WindAction Editorial
The Transmission of Facts
(Posted February 8, 2010)Background
In 2005, the Texas Legislature adopted Senate Bill 20 which directed the PUCT to select the most productive wind zones in the State and devise a transmission plan to deliver wind energy from these remote areas to the State's urban centers. Five Competitive Renewable Energy Zones ('CREZ') were identified in West Texas and the Panhandle for the construction of new wind energy generation. In 2008, the PUCT ordered the construction of new transmission to support up to 18,456 megawatts of wind energy capacity at an estimated cost of $4.93 billion, or approximately $4.00 per month per residential customer once construction was completed. The costs were to be reflected as rate increases. In its order of March 2009, the PUCT named thirteen transmission service providers (TSPs) to build the new power lines.
The City of Garland promptly sued the PUCT charging the Commission failed to consider the interests of electric customers and the advantages of municipally-owned utilities when awarding the contracts, including lower costs to electric customers. The City also argued that the PUCT did not make any "fact-specific findings" that substantiated why the thirteen entities were selected over those that were not. Judge Yelenosky agreed and on January 15 ordered the PUCT decision reversed and remanded back.
Where things stand
Judge Yelenosky's order had the effect of stopping the transmission projects authorized under the CREZ process.
The attorney for the City of Garland, Brad Neighbor, issued a press release on the Judge's ruling calling it "a big win for Texas ratepayers". This earned him a public rebuking by the PUCT Commissioners who appeared more concerned about their reputations than the court's order. But the fact is, Neighbor was right.
In a letter explaining his ruling, Judge Yelenosky found that the PUCT did not explicitly considered what’s most cost-effective for electric customers. He further detailed several areas where the PUCT relied on factors that were either legally irrelevant or lacked substantial evidence in the record to justify its decision.
Case in point: the PUCT partially supported its decision to not select the City of Garland or other municipally owned utilities because such entities were not required to pay property taxes and that payment-in-lieu-of-taxes might be infeasible. The Judge found the PUCT offered no explanation to connect this finding with the need to provide beneficial and cost-effective transmission capacity to electric customers. Rather, the record showed mere speculation "that taxing entities and others would be angered by transmission lines that did not come with tax payments." The Judge also found the PUCT's claim that "municipally-owned utilities did not possess the current and expected capabilities" was not based on any relevant factors or evidence in the record.

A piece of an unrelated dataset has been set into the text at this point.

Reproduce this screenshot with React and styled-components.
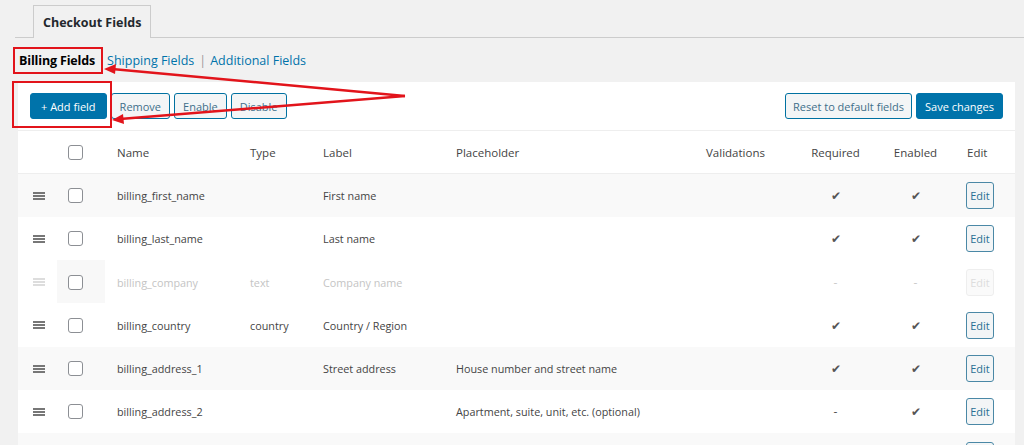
import React from 'react';
import styled, { createGlobalStyle, css } from 'styled-components';

const GlobalStyle = createGlobalStyle`
  html, body {
    margin: 0;
    padding: 0;
    background: #f1f1f1;
    font-family: "Open Sans", "Noto Sans", sans-serif;
    color: #444;
    overflow: hidden;
  }
`

const Page = styled.div`
  position: relative;
  width: 1024px;
  height: 445px;
  overflow: hidden;
`

const TabBar = styled.div`
  margin-left: 15px;
  padding: 5px 0 0 18px;
  border-bottom: 1px solid #ccc;
  display: flex;
  height: 32px;
`

const Tab = styled.div`
  padding: 0 9px;
  border: 1px solid #ccc;
  border-bottom: none;
  background: #f1f1f1;
  font-weight: 700;
  font-size: 12.5px;
  color: #23282d;
  display: flex;
  align-items: center;
  margin-bottom: -1px;
  height: 33px;
  box-sizing: border-box;
`

const SubNav = styled.div`
  display: flex;
  align-items: center;
  height: 44px;
  padding-left: 19px;
  font-size: 12.5px;
  gap: 3px;
`

const Current = styled.span`
  font-weight: 700;
  color: #000;
  letter-spacing: -0.15px;
  margin-right: 9px;
`

const NavLink = styled.a`
  color: #0073aa;
  text-decoration: none;
`

const Sep = styled.span`
  color: #999;
  margin: 0 1px 0 2px;
`

const Panel = styled.div`
  margin-left: 18px;
  width: 997px;
  background: #fff;
`

const Toolbar = styled.div`
  display: flex;
  align-items: center;
  height: 49px;
  padding: 0 12px;
  border-bottom: 1px solid #eee;
  box-sizing: border-box;
  gap: 4px;
`

const Spacer = styled.div`
  flex: 1;
`

const Button = styled.button`
  font-family: inherit;
  font-size: 11px;
  height: 26px;
  padding: 0 ${p => p.$pad || 8}px;
  border-radius: 3px;
  cursor: pointer;
  ${p => p.$primary ? css`
    background: #0073aa;
    border: 1px solid #0073aa;
    color: #fff;
  ` : css`
    background: #f3f5f6;
    border: 1px solid #0071a1;
    color: #3f6f8a;
  `}
`

const Table = styled.table`
  width: 997px;
  table-layout: fixed;
  border-collapse: collapse;
  font-size: 11.5px;
`

const Th = styled.th`
  font-weight: 400;
  height: 42px;
  padding: 0 0 0 12px;
  text-align: ${p => p.$center ? 'center' : 'left'};
  color: #444;
  border-bottom: 1px solid #eee;
  ${p => p.$center && css`padding: 0;`}
`

const Row = styled.tr`
  background: ${p => p.$alt ? '#f9f9f9' : '#fff'};
  color: ${p => p.$off ? '#c4c4c4' : '#444'};
  font-size: 10.8px;
`

const Td = styled.td`
  height: 43.25px;
  padding: 1px 0 0 12px;
  box-sizing: border-box;
  white-space: nowrap;
  overflow: hidden;
  text-align: ${p => p.$center ? 'center' : 'left'};
  ${p => p.$center && css`padding: 1px 0 0;`}
`

const HandleCell = styled.td`
  padding: 1px 0 0 15px;
`

const CheckCell = styled.td`
  padding: 1px 0 0 11px;
  background: ${p => p.$shade ? '#f8f8f8' : 'transparent'};
  border-bottom: ${p => p.$head ? '1px solid #eee' : 'none'};
`

const Box = styled.span`
  display: block;
  width: 13px;
  height: 13px;
  border: 1px solid #8c8f94;
  border-radius: 3px;
  background: #fff;
`

const Handle = styled.span`
  display: block;
  width: 12px;
  height: 8px;
  border-top: 2px solid ${p => p.$off ? '#ddd' : '#777'};
  border-bottom: 2px solid ${p => p.$off ? '#ddd' : '#777'};
  position: relative;
  box-sizing: border-box;
  &::after {
    content: '';
    position: absolute;
    left: 0;
    right: 0;
    top: 1px;
    height: 2px;
    background: ${p => p.$off ? '#ddd' : '#777'};
  }
`

const Mark = styled.span`
  color: ${p => p.$off ? '#ccc' : '#555'};
  font-size: 12px;
`

const EditBtn = styled.button`
  font-family: inherit;
  font-size: 11px;
  width: 28px;
  height: 27px;
  padding: 0;
  border-radius: 3px;
  background: ${p => p.$off ? '#fafafa' : '#f3f5f6'};
  border: 1px solid ${p => p.$off ? '#eee' : '#4a88a6'};
  color: ${p => p.$off ? '#ddd' : '#2a6f93'};
  margin-left: -1px;
`

const Overlay = styled.svg`
  position: absolute;
  left: 0;
  top: 0;
  pointer-events: none;
`

const cols = [39, 48, 133, 73, 133, 250, 101, 81, 79, 60]

const rows = [
  { name: 'billing_first_name', type: '', label: 'First name', ph: '', req: true, en: true },
  { name: 'billing_last_name', type: '', label: 'Last name', ph: '', req: true, en: true },
  { name: 'billing_company', type: 'text', label: 'Company name', ph: '', req: false, en: false, off: true },
  { name: 'billing_country', type: 'country', label: 'Country / Region', ph: '', req: true, en: true },
  { name: 'billing_address_1', type: '', label: 'Street address', ph: 'House number and street name', req: true, en: true },
  { name: 'billing_address_2', type: '', label: '', ph: 'Apartment, suite, unit, etc. (optional)', req: false, en: true },
  { name: 'billing_city', type: '', label: 'Town / City', ph: '', req: true, en: true },
]

function App() {
  return (
    <Page>
      <GlobalStyle />
      <TabBar>
        <Tab>Checkout Fields</Tab>
      </TabBar>
      <SubNav>
        <Current>Billing Fields</Current>
        <NavLink href="#">Shipping Fields</NavLink>
        <Sep>|</Sep>
        <NavLink href="#">Additional Fields</NavLink>
      </SubNav>
      <Panel>
        <Toolbar>
          <Button $primary $pad={10}>+ Add field</Button>
          <Button>Remove</Button>
          <Button>Enable</Button>
          <Button>Disable</Button>
          <Spacer />
          <Button $pad={7}>Reset to default fields</Button>
          <Button $primary $pad={8}>Save changes</Button>
        </Toolbar>
        <Table>
          <colgroup>
            {cols.map((w, i) => <col key={i} style={{ width: w }} />)}
          </colgroup>
          <thead>
            <tr>
              <Th />
              <CheckCell as="th" $head><Box /></CheckCell>
              <Th>Name</Th>
              <Th>Type</Th>
              <Th>Label</Th>
              <Th>Placeholder</Th>
              <Th>Validations</Th>
              <Th $center>Required</Th>
              <Th $center>Enabled</Th>
              <Th>Edit</Th>
            </tr>
          </thead>
          <tbody>
            {rows.map((r, i) => (
              <Row key={r.name} $alt={i % 2 === 0 && !r.off} $off={r.off}>
                <HandleCell><Handle $off={r.off} /></HandleCell>
                <CheckCell $shade={r.off}><Box /></CheckCell>
                <Td>{r.name}</Td>
                <Td>{r.type}</Td>
                <Td>{r.label}</Td>
                <Td>{r.ph}</Td>
                <Td />
                <Td $center><Mark $off={r.off}>{r.req ? '✔' : '-'}</Mark></Td>
                <Td $center><Mark $off={r.off}>{r.en ? '✔' : '-'}</Mark></Td>
                <Td><EditBtn $off={r.off}>Edit</EditBtn></Td>
              </Row>
            ))}
          </tbody>
        </Table>
      </Panel>
      <Overlay width="1024" height="445">
        <rect x="14" y="48" width="88" height="25" fill="none" stroke="#e2141b" strokeWidth="2" />
        <rect x="13" y="82" width="98" height="45" fill="none" stroke="#e2141b" strokeWidth="2" />
        <line x1="405" y1="96" x2="112" y2="69" stroke="#e2141b" strokeWidth="2.5" />
        <polygon points="104,69 116,64 115,74" fill="#e2141b" />
        <line x1="405" y1="96" x2="120" y2="119" stroke="#e2141b" strokeWidth="2.5" />
        <polygon points="112,120 123,114 124,124" fill="#e2141b" />
      </Overlay>
    </Page>
  )
}

export default App;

The PUCT appears to have acted on opinion and/or its own bias in deciding who would share in the $5 billion public pie.
But it gets worse.
In a little noticed hearing of the PUCT last fall, regulators sided with the companies building Texas' renewable-energy transmission network in deciding against seeking federal stimulus funding that could have saved money for the State's electric consumers. The Commissioners concluded that stimulus funds came with strings that would slow construction or negate any financial savings including:
a) the "Buy America" rule on iron, steel, and other US-made goods;
b) federal rules requiring workers be paid "prevailing wages" i.e. wages in line with what laborers earn in similar jobs in the region; and
c) major federal environmental review.
We note that transmission developers making the case against the stimulus funds have a vested financial interest in keeping their costs elevated; lower costs generally reduce the profit that regulated utilities can earn.
At the very least, the PUCT should have required the companies to prove the federal funding wasn't worth it, but we know from this recent court ruling that the Commissioners do not seem to know the difference between opinion and factual evidence. The ratepayers of Texas can only hope the Commissioners will respond constructively to the court ruling and remember who it is they serve.